Lo stesso Istituto superiore per la Protezione e la Ricerca Ambientale  ha analizzato campioni di terreno e materiali non assimilabili a terreno riscontrando, nell’area lungo il Fosso Vernile, che la serie radioattiva dell’uranio non è in equilibrio secolare e che le concentrazioni di massa di alcuni radionuclidi, costituenti la serie radioattiva stessa (radio e piombo),  sono più elevate rispetto a quelle prese come riferimento per il fondo ambientale. Nel materiale non assimilabile al terreno, inoltre, sono state rilevate concentrazioni di radio, polonio e piombo derivanti di certo dall’accumulo degli scarichi provenienti dall’ex sito estrattivo. Come è stato certificato dai tecnici, non è stato possibile definire sino a che profondità si estenda tale contaminazione da radionuclidi di origine naturale né la quantità di materiale contaminato attualmente presente nell’area dell’ex pozzo Santa Croce 1 e nel tratto iniziale del Fosso Vernile”.

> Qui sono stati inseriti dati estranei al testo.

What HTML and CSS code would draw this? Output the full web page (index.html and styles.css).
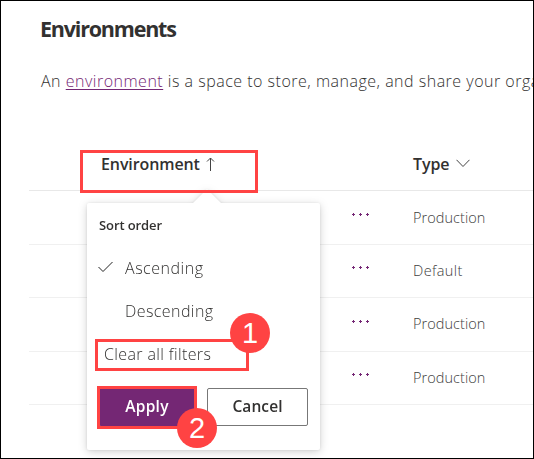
FILE: index.html
```html
<!DOCTYPE html>
<html lang="en">
<head>
<meta charset="utf-8">
<title>Environments</title>
<link rel="stylesheet" href="styles.css">
</head>
<body>
<main class="page">
  <h1 class="title"><span>Environments</span></h1>
  <p class="intro"><span>An </span><a class="link" href="#">environment</a><span> is a space to store, manage, and share your orga</span></p>
  <section class="table">
    <div class="row head">
      <div class="name"><span class="head-label">Environment</span>
        <svg class="arrow" width="9" height="15" viewBox="0 0 9 15"><path d="M4.5 14V1M1 4.5L4.5 1L8 4.5"/></svg>
      </div>
      <div class="type"><span class="head-label type-label">Type</span>
        <svg class="chevron" width="14" height="9" viewBox="0 0 14 9"><path d="M.5 .8L7 7.5L13.5 .8"/></svg>
      </div>
    </div>
    <div class="row"><div class="more"><i></i><i></i><i></i></div><div class="type">Production</div></div>
    <div class="row short"><div class="more"><i></i><i></i><i></i></div><div class="type default">Default</div></div>
    <div class="row"><div class="more"><i></i><i></i><i></i></div><div class="type third">Production</div></div>
    <div class="row short last"><div class="more"><i></i><i></i><i></i></div><div class="type">Production</div></div>
  </section>
  <div class="callout">
    <h2 class="sort"><span>Sort order</span></h2>
    <div class="option">
      <svg class="check" width="15" height="12" viewBox="0 0 15 12"><path d="M.5 6L5 10.5L14.5 1"/></svg>
      <span class="asc">Ascending</span>
    </div>
    <div class="option"><span class="desc">Descending</span></div>
    <div class="option clear"><span>Clear all filters</span></div>
    <div class="actions">
      <button class="btn primary"><span>Apply</span></button>
      <button class="btn"><span>Cancel</span></button>
    </div>
  </div>
  <div class="mark mark-head"></div>
  <div class="mark mark-clear"></div>
  <div class="mark mark-apply"></div>
  <div class="badge one">1</div>
  <div class="badge two">2</div>
</main>
</body>
</html>
```
FILE: styles.css
```css
* { box-sizing: border-box; }
body { margin: 0; background: #fff; font-family: "Open Sans", "Noto Sans", sans-serif; color: #323130; }
.page { position: relative; width: 534px; height: 459px; border: 1px solid #000; overflow: hidden; background: #fff; }
.title { margin: 11px 0 0 39px; height: 34px; font-size: 21.5px; line-height: 34px; font-weight: 700; letter-spacing: -1.2px; }
.intro { margin: 23px 0 0 40px; height: 24px; font-size: 16px; line-height: 24px; font-weight: 300; letter-spacing: .5px; white-space: pre; }
.link { color: #742774; text-decoration: underline; text-underline-offset: 2px; text-decoration-thickness: 1px; text-decoration-skip-ink: none; }
.table { margin: 44px 0 0 28px; }
.row { display: flex; align-items: center; height: 54px; border-bottom: 1px solid #f0f0f0; }
.row.short { height: 53px; }
.row.head { height: 54px; border-bottom-color: #e8e8e8; }
.head .name { display: flex; align-items: center; gap: 6px; width: 312px; padding-left: 72px; }
.head-label { font-size: 16px; font-weight: 600; line-height: 22px; letter-spacing: -.1px; }
.type { display: flex; align-items: center; gap: 7px; padding: 0 0 1px 72px; font-size: 14.5px; font-weight: 300; color: #404040; letter-spacing: .05px; }
.type.default { letter-spacing: .4px; }
.head .type { color: #323130; padding-bottom: 0; }
.row:not(.head) .type { padding-left: 43px; }
.row .type.third { padding-bottom: 2px; }
.more { display: flex; gap: 4px; width: 341px; padding: 0 0 7px 323px; }
.more i { width: 3px; height: 3px; flex: none; background: linear-gradient(#742774,#742774) 1px 0 / 1px 3px no-repeat, linear-gradient(#742774,#742774) 0 1px / 3px 1px no-repeat; }
svg { fill: none; stroke: #444; stroke-width: 1; flex: none; }
.arrow { margin-top: 1px; }
.callout { position: absolute; left: 86px; top: 202px; width: 233px; height: 247px; padding: 12px 12px 0; background: #fff; border-radius: 2px; filter: drop-shadow(0 2px 4px rgba(0,0,0,.18)) drop-shadow(0 0 1px rgba(0,0,0,.08)); }
.callout::before { content: ""; position: absolute; left: 106px; top: -14px; width: 28px; height: 14px; background: #fff; clip-path: polygon(50% 0, 100% 100%, 0 100%); }
.sort { margin: 0; height: 20px; line-height: 20px; font-size: 13px; font-weight: 600; letter-spacing: -.1px; }
.option { display: flex; align-items: center; height: 43px; font-size: 16px; font-weight: 300; }
.sort + .option { margin-top: 11px; }
.check { margin: 0 11px 2px -1px; stroke: #222; }
.asc { margin-left: 1px; letter-spacing: .52px; }
.desc { margin-left: 26px; letter-spacing: .42px; }
.clear { padding-left: 5px; letter-spacing: .37px; }
.actions { display: flex; gap: 11px; margin-top: 13px; }
.btn { display: flex; align-items: center; justify-content: center; width: 101px; height: 38px; margin: 0; padding: 0 0 2px; font: 600 15.5px "Open Sans", sans-serif; color: #323130; background: #fff; border: 1px solid #777; border-radius: 2px; letter-spacing: .1px; }
.btn.primary { width: 97px; padding-right: 1px; background: #742774; border-color: #742774; color: #fff; letter-spacing: .3px; }
.mark { position: absolute; border: 3px solid #ff4343; }
.mark-head { left: 79px; top: 149px; width: 178px; height: 43px; }
.mark-clear { left: 94px; top: 338px; width: 154px; height: 32px; }
.mark-apply { left: 96px; top: 385px; width: 100px; height: 43px; }
.badge { position: absolute; width: 40px; height: 40px; border-radius: 50%; background: #ff4343; color: #fff; font: 29px/40px "Liberation Sans", sans-serif; text-align: center; }
.one { left: 229px; top: 312px; }
.two { left: 176px; top: 407px; }
```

I qualificati tecnici dell’Ispra, di fatto, sottolineano che i rischi deriverebbero solo dall’aumento significativo dell’esposizione della popolazione che si avrebbe  a seguito di una permanenza protratta nell’area; ipotesi questa definita “al momento poco realistica stante i provvedimenti di tutela adottati. E, nella stessa relazione, sottolineano la necessità di predisporre una ulteriore e adeguata delimitazione dell’ex area estrattiva e di un tratto del Fosso Vernile. Operazione i cui costi, di fatto, ricadrebbero sull’amministrazione comunale mentre invece dovrebbero essere appannaggio della società che ci ha lasciato in eredità una situazione tutt’altro che chiara. Ma fino ad oggi, e in tutti questi  anni, cosa è accaduto? Quante persone sono state esposte – loro malgrado – a tale inquinamento? Quali i rischi per la popolazione  che, fino a pochi mesi fa,  non era a conoscenza della presenza di anomali livelli di radioattività?

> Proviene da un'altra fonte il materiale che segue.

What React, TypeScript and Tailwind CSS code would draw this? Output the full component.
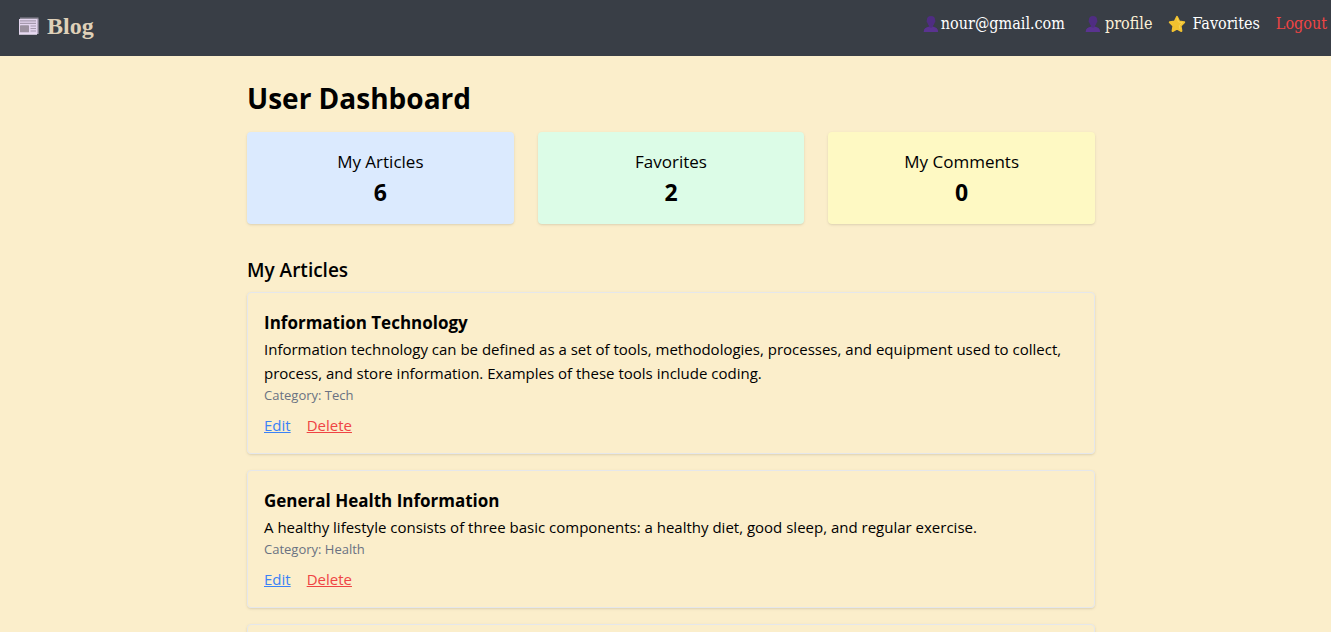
import React from "react";

type Stat = { label: string; value: number; tone: string };
type Article = { title: string; body: string; category: string };

const stats: Stat[] = [
  { label: "My Articles", value: 6, tone: "bg-[#dbeafe]" },
  { label: "Favorites", value: 2, tone: "bg-[#dcfce7]" },
  { label: "My Comments", value: 0, tone: "bg-[#fef9c3]" },
];

const articles: Article[] = [
  {
    title: "Information Technology",
    body: "Information technology can be defined as a set of tools, methodologies, processes, and equipment used to collect, process, and store information. Examples of these tools include coding.",
    category: "Tech",
  },
  {
    title: "General Health Information",
    body: "A healthy lifestyle consists of three basic components: a healthy diet, good sleep, and regular exercise.",
    category: "Health",
  },
];

function NewspaperIcon() {
  return (
    <svg viewBox="0 0 20 18" className="h-[18px] w-5" aria-hidden="true">
      <path d="M1 .5h18.5v16.5H18V2H1z" fill="#8f8a99" />
      <path d="M0 2h18v15.5H0z" fill="#e3d5ee" />
      <path d="M18 2h1.3v15H18z" fill="#b9adc4" />
      <path d="M1 3.3h16v1.2H1zM1 5.8h16V7H1z" fill="#a69aae" />
      <rect x="1" y="8.3" width="9" height="7" rx="0.6" fill="#9b919f" />
      <path d="M11.5 8.5H17v1h-5.500zM11.500 11H17v1h-5.500zM11.500 13.500H17v1h-5.500z" fill="#a69aae" />
      <path d="M0 16.700h18v.8H0z" fill="#f4eafa" />
    </svg>
  );
}

function PersonIcon() {
  return (
    <svg viewBox="0 0 16 16" className="size-4" aria-hidden="true">
      <path
        d="M8 0c2.600 0 4.100 1.600 4.100 4 0 .5.3.7.3 1.300 0 .8-.4 1.200-.8 1.500-.3 1.300-.8 2.200-1.600 2.900v1.100c2.900.7 5 1.800 5 5.200H.8c0-3.400 2.200-4.500 5.200-5.200V9.700c-.8-.7-1.300-1.600-1.600-2.900-.4-.3-.8-.7-.8-1.500 0-.6.3-.8.3-1.300C3.900 1.600 5.400 0 8 0z"
        fill="#4f2d82"
      />
      <path d="M6 10.800c1.200 1.300 2.800 1.300 4 0 2.900.7 5 1.800 5 5.200H.8c0-3.400 2.200-4.500 5.200-5.200z" fill="#5a3390" />
    </svg>
  );
}

function StarIcon() {
  return (
    <svg viewBox="0 0 18 18" className="size-[18px]" aria-hidden="true">
      <path
        d="M9 1.800l2.200 4.700 5 .8-3.600 3.600.8 5.100L9 13.600 4.600 16l.8-5.100L1.800 7.300l5-.8z"
        fill="#f2c230"
        stroke="#f2c230"
        strokeWidth="2"
        strokeLinejoin="round"
      />
      <path d="M9 3l1.500 4 4 .7-3.200 2.800.7 3.500" fill="none" stroke="#f8d352" strokeWidth="1" />
    </svg>
  );
}

function Navbar() {
  return (
    <nav className="flex h-14 items-center justify-between bg-[#393e46] pr-1 pb-1 pl-[19px] font-['DejaVu_Serif_Condensed','DejaVu_Serif',serif]">
      <a
        href="#"
        className="flex items-center gap-2 font-['Liberation_Serif',serif] text-2xl font-bold text-[#dfd0b8]"
      >
        <NewspaperIcon />
        Blog
      </a>
      <div className="flex items-center gap-4 pb-1 text-[16px] leading-6 text-white">
        <span className="flex items-center gap-0.5 pr-1">
          <PersonIcon />
          nour@gmail.com
        </span>
        <a href="#profile" className="flex items-center gap-1 text-[#fdf1d6]">
          <PersonIcon />
          profile
        </a>
        <a href="#favorites" className="flex items-center gap-1.5">
          <StarIcon />
          Favorites
        </a>
        <button type="button" className="text-[#ef4444]">
          Logout
        </button>
      </div>
    </nav>
  );
}

function StatCard({ label, value, tone }: Stat) {
  return (
    <div className={`rounded p-4 text-center shadow ${tone}`}>
      <p className="text-[17px] leading-7">{label}</p>
      <p className="text-[23px] leading-8 font-bold">{value}</p>
    </div>
  );
}

function ArticleCard({ title, body, category }: Article) {
  return (
    <article className="rounded border border-gray-200 p-4 shadow">
      <h3 className="text-[17px] leading-7 font-bold">{title}</h3>
      <p className="text-[15px] leading-6">{body}</p>
      <p className="text-[13px] leading-5 text-gray-500">Category: {category}</p>
      <div className="mt-2 flex gap-4 text-[15px] leading-6">
        <a href="#edit" className="text-[#3b82f6] underline">
          Edit
        </a>
        <button type="button" className="text-[#ef4444] underline">
          Delete
        </button>
      </div>
    </article>
  );
}

export default function App() {
  return (
    <div className="h-screen overflow-hidden bg-[#fbeecb] font-['Open_Sans','Noto_Sans',sans-serif] text-black">
      <Navbar />
      <div className="pl-[11px]">
        <main className="mx-auto max-w-4xl p-6">
          <h1 className="mb-4 text-[28px] leading-9 font-bold">User Dashboard</h1>
          <section className="mb-8 grid grid-cols-3 gap-6">
            {stats.map((s) => (
              <StatCard key={s.label} {...s} />
            ))}
          </section>
          <h2 className="mb-2 text-[19px] leading-7 font-semibold">My Articles</h2>
          <section className="flex flex-col gap-4">
            {articles.map((a) => (
              <ArticleCard key={a.title} {...a} />
            ))}
            <div className="h-36 rounded border border-gray-200 shadow" />
          </section>
        </main>
      </div>
    </div>
  );
}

In qualità di cittadino, prima di tutto, e di presidente della Commissione consiliare competente, vorrei – prosegue Ciocca – che fosse definitivamente accertato che in quei pozzi, sigillati con il cemento armato, non ci sia nulla di pericoloso. Vorrei capire cosa è arrivato lì dagli stabilimenti di Potenza, alla luce degli atti ufficiali di cui sono in possesso e che hanno alimentato  dubbi che non sono stati chiariti affatto. Cosa c’è in quei pozzi ormai inaccessibili perché chiusi da una colata di cemento? Cosa trasportavano i camion che – così come certificato dalle testimonianze degli addetti allo stabilimento in quegli anni – arrivavano nottetempo? Che cosa arrivava dalle Masserie Spavento di Potenza? Sino a che profondità di estende la contaminazione dei radionuclidi? Quanto materiale contaminato è ancora presente nell’area?

L’Edison Spa è tenuta a fornire i chiarimenti, non può continuare a sfuggire alle nostre legittime richieste. Per questo, ancora una volta, chiederò ufficialmente di audire i tecnici della società, riservandomi azioni legali ove mai dovessero ancora una volta evitare di chiarire i dubbi di una intera comunità che, per troppo tempo, è stata tenuta all’oscuro e non ha potuto prendere le precauzioni dovute rispetto all’inquinamento ambientale, ormai certificato, al quale è stata esposta”.